Pasquale: but where on the hierarchy would it fit? Tornillo v. Turner: Of the two, Google looks more
like the cable broadcaster than like the newspaper. Newspaper has recognizable editorial opinion,
whereas choice of search engines is like choosing a cable provider. There is a right for cable companies to have
their own messages, but hesitant to say that they can stand for everyone since
they reserve the right to kick anyone off.
Mulligan: book distributor in Smith
v. California—should it be free from obscenity liability? Affirmative choice to pick what’s in the
store, but still free from liability (nb: unless it has specific knowledge of
obscenity).
Pasquale: downranking might be ok, but public should have an
indexical interest in finding something if they specifically search for it.

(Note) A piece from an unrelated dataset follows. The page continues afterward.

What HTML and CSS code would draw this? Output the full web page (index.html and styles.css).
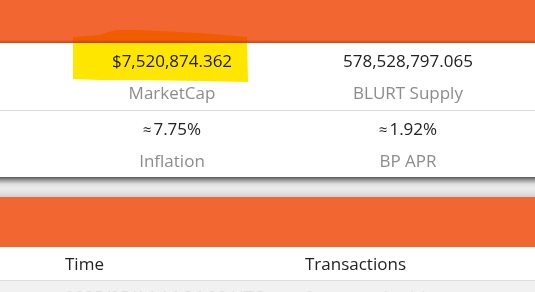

Felix Wu: Each paper privileges listener more than has been
before, either in info collection or in imposing advisory/must-carry duties.
How do we integrate listener and speaker perspectives? Sometimes you seem to suggest we can
downgrade the speaker, but what do we do when we can’t? For Bambauer, how do we run the scrutiny
analysis when someone says “seclusion matters for my own speech interest”? For Grimmelmann, is there some residual left
over for the advisor to have affirmative speech rights? For must-carry, is there something left over
for compelled speech?
G: the home as a place where listener is engaged in
self-development is at its strongest.
B: but when you invite someone into your home, it’s
different.
Pasquale: trying to integrate must-carry with strains of
feminist/civil rights work about the need of platforms to downplay/exclude
hateful groups. There the platform is
speaking on some level. He would also look at the commercial
interests/decisions v. noncommercial values.
B: in terms of scrutiny, she intentionally avoids questions
of level of scrutiny to be applied. But the reason coverage is appropriate is
that the 1A experiment in which the gov’t’s argument in favor of what it wants
is treated skeptically. We’re doing the same experiment with guns, but this one
is a good one. We often undervalue information.